There's no such thing as a free feast.
So for this year's Thanksgiving, we decided to shop smarter and pare down wherever possible.
Before deciding on a menu, we looked at numbers released by the American Farm Bureau Federation, which has tracked the cost of a "classic" Thanksgiving dinner for the past 24 years.
The average cost of a feast for a family of 10 in 2008 (the latest numbers available) rang in at $44.61, up $2.35 over the previous year. Perhaps not surprisingly, turkey gobbled up the biggest portion of that price increase, probably because of higher feed and fuel costs. The federation figured the average cost was $1.19 per pound, up about 9 cents a pound from 2007.
The economic news is not all bad: Taking into consideration the cost of inflation over time, the real dollar cost of the meal is down 8 percent since 1988.
But like nervous Wall Street investors, the home cook's mood is swinging toward a new frugality. Thumb through glossy food magazines, and the platters seem less laden, the table settings reflect a minimalist's perspective and the menu ingredients tend to be less extravagant.
As America's holiday meal has ever-so-slowly drifted through fascinations with chipotle pepper mashed potatoes or Brussels sprouts plucked straight from the stalk, maybe the gourmet enthusiasts among us have tried a little too hard to put their own quirky stamp on the holiday.
This year, use the traditional menu as inspiration. Instead of larding the stuffing with pricey pancetta and pine nuts, turn to celery to offer classic crunch and cost-cutting cachet. Find a Thanksgiving menu that includes slightly updated classics: peas with bacon, a sweet potato mash, fresh cranberry relish and made-from-scratch buttermilk biscuits.
WORTH ITS SALT
Brining the bird has become all the rage with home cooks. Fans insist submerging the bird under salted water for 12 to 18 hours locks in moisture.
But the process of maneuvering the bird into a vessel large enough to submerge it under salt water is cumbersome. Kudos to the wise marketer who created plastic bags big enough to hold the bird. Still, a recipe for dry brining seemed worth investigation.
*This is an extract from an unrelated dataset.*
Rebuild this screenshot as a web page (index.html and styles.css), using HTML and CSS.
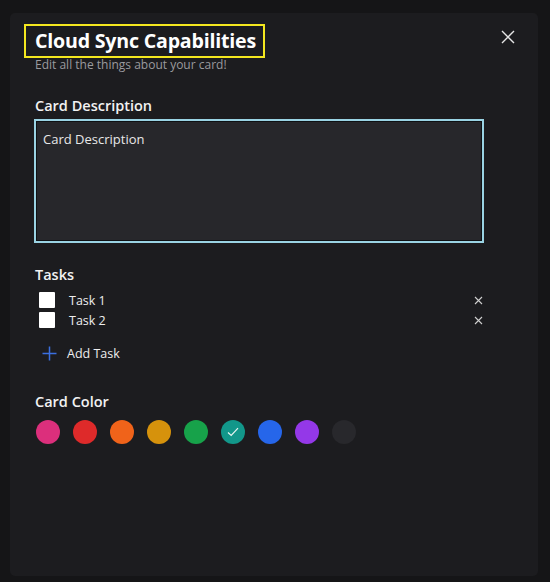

Simply put, just rub the turkey with the salt mixture and let it sit in the refrigerator, uncovered, overnight. The skin will look a bit dehydrated when it comes out of the fridge, but the results coming out of the oven are prettier and delicious.
The salt it takes to dry brine ( 1/4 cup) is less expensive than those silly brining "kits," and although brining can never be a low-sodium recipe, the sodium is manageable for most.
Keep in mind that turkey is one of the most inexpensive meats you can buy, so it makes sense to buy a huge one and make casseroles to freeze with the extra meat. But if convenience is important, you might not want to get up at 5 a.m. to put a Humvee bird in the oven.
The general rule of thumb: 1 pound of turkey per person. Add a half pound per person if you want loads of leftovers. A 12- to 14-pound bird is our favorite size because it's not too heavy to hoist and it doesn't take all day to cook.
RELYING ON STAPLES
Flipping through the November 2008 issue of Martha Stewart Living, we found an unusual stuffing featuring canned peaches. Now, how clever is that?
Canned peaches are a pantry staple in many households, and they are an inexpensive ingredient. And the average kid would surely vote for peaches over fresh chestnuts or exotic mushrooms.
Forget the pancetta, pine nuts, goat cheese and chestnuts. These gourmet ingredients can add up fast. Peaches, on the other hand, are pretty straightforward. At least until you read the ingredient list.
High-fructose corn syrup?
We did a side-by-side taste test comparing peaches in heavy syrup to "lite" peaches packed in a solution of pear concentrate and sugar. We couldn't discern a difference, so while lite cost a few cents more per ounce, we felt obliged to skip the added calories.
Opting to go with fresh herbs rather than dry is another slightly higher expense but one that made a world of difference in the flavor. Find a friend with a garden, and barter for a few sprigs. You'll save a bunch.
For a thifty cook, potatoes are about possibilities: They can be paired with whatever you happen to have on hand. A simple pat of butter will do, or add snips of chives and fresh herbs if you're feeling flush.
A clever two-potato mash is a delicious way to satisfy the starch controversy that inevitably pops up at most Thanksgiving tables. Sweet potatoes are not only higher in overall nutrition than regular potatoes, but they also lend a lovely light orange color and make a milder, kid-friendly side dish.
Instead of letting the leftovers languish in the refrigerator, mold them into patties and sizzle in the skillet for breakfast the next morning.